In the Add Objects dialog, find the Server Time Zone setting
Select your BigQuery server's timezone

This ensures all timestamp data is normalized to UTC during processing, maintaining consistency across your data pipeline.

Data Extraction Configuration

For Google BigQuery sources, you must specify a Google Cloud Storage (GCS) bucket for data staging:

During the object selection process, you'll be prompted to enter a GCS bucket name
This bucket is used to temporarily store data extracted from BigQuery
Ensure the service account or OAuth credentials have proper access to this bucket
Data is automatically cleaned up from the staging bucket after successful processing

Data Extraction Methods

UnifyApps uses specialized techniques for BigQuery data extraction:

Historical Data (Initial Load)

For historical data, UnifyApps uses a snapshot-based approach:

Data is extracted from BigQuery tables to the specified GCS staging bucket
The data is processed and loaded into the destination
GCS staging objects are automatically cleaned up after successful processing

Live Data (Incremental Updates)

For ongoing changes, UnifyApps implements cursor-based polling:

You must select a cursor field (typically a timestamp or sequential ID)
The pipeline tracks the highest value processed in each run
Subsequent runs query only for records with cursor values higher than the last checkpoint
Recommended cursor fields are datetime columns that track record modifications

Note

A validation error will be thrown if no cursor is configured when using "Historical and Live" or "Live Only" ingestion modes.

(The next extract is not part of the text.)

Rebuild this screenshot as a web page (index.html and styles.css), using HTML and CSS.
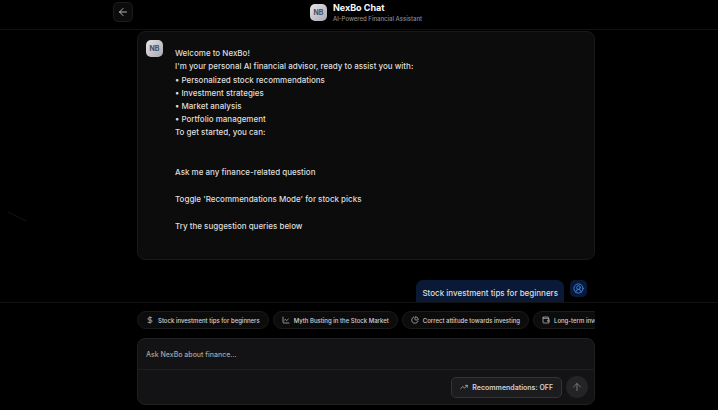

Supported Data Types for Cursor Fields

Category	Supported Cursor Types
`Numeric`	INTEGER, INT64, NUMERIC, BIGNUMERIC
`String`	STRING (lexicographically ordered)
`Date/Time`	DATE, DATETIME, TIME, TIMESTAMP

Ingestion Modes

Mode	Description	Business Use Case	Requirements
`Historical and Live`	Loads all existing data and captures ongoing changes	Analytics platform migration with continuous synchronization	Valid cursor field required
`Live Only`	Captures only new data from deployment forward	Real-time dashboard without historical context	Valid cursor field required
`Historical Only`	One-time load of all existing data	Point-in-time analytics or compliance snapshot	No cursor field needed

Choose the mode that aligns with your business requirements during pipeline configuration.

CRUD Operations Tracking

When tracking changes from BigQuery sources:

Operation	Support	Notes
`Create`	✓ Supported	New record insertions are detected
`Read`	✓ Supported	Data retrieval via full or incremental queries
`Update`	✓ Supported	Updates are detected as new inserts with the updated values
`Delete`	✗ Not Supported	Delete operations cannot be detected

Note

Due to BigQuery's architecture, update operations appear as new inserts in the destination, and delete operations are not tracked. Consider this when designing your data synchronization strategy

Supported Data Types

Category	Supported Types
`Boolean`	BOOL (aliases: BOOLEAN)
`Numeric`	INT64 (aliases: INT, SMALLINT, INTEGER, BIGINT, TINYINT, BYTEINT) NUMERIC (aliases: DECIMAL) BIGNUMERIC (aliases: BIGDECIMAL) FLOAT64
`Date/Time`	DATE, DATETIME, TIME, TIMESTAMP, INTERVAL, RANGE
`String`	STRING
`Binary`	BYTES
`Complex`	ARRAY, STRUCT, GEOGRAPHY, JSON

All standard BigQuery data types are supported, enabling comprehensive data extraction from various analytics workloads.

Prerequisites and Permissions

To establish a successful BigQuery source connection, ensure:

Access to an active Google Cloud project with BigQuery enabled
Proper IAM permissions for the service account or OAuth credentials:
- bigquery.datasets.get
- bigquery.tables.get
- bigquery.tables.getData
- bigquery.jobs.create
- storage.objects.create (for the GCS staging bucket)
- storage.objects.delete (for cleanup)
A GCS bucket for staging data extraction

Common Business Scenarios

Marketing Analytics Integration

Extract campaign performance data from BigQuery
Configure cursor-based polling on last_updated timestamp fields
Combine with CRM data for comprehensive customer journey analytics

Machine Learning Data Pipeline

Extract training and validation datasets from BigQuery
Set up appropriate partitioning for large tables
Configure appropriate cursor fields for incremental model updates

Financial Data Consolidation

Extract processed financial data from BigQuery
Implement proper type handling for numeric precision
Set up field-level transformations for standardized reporting

Best Practices

Category	Recommendations
`Performance`	Use partitioned tables when possible Leverage column selection to minimize data transfer Configure appropriate query timeouts for large extractions
`Cursor Selection`	Choose fields with high cardinality Use TIMESTAMP fields when available Ensure chosen cursor fields are included in partitioning or clustering keys
`GCS Configuration`	Use the same GCP region for BigQuery and GCS bucket Implement appropriate bucket lifecycle policies Use VPC Service Controls for enhanced security when needed
`Cost Optimization`	Schedule extractions to balance slot usage Use column pruning to reduce data processed Monitor and optimize query patterns to reduce bytes scanned

By properly configuring your BigQuery source connections and following these guidelines, you can ensure reliable, efficient data extraction while meeting your business requirements for data timeliness, completeness, and compliance.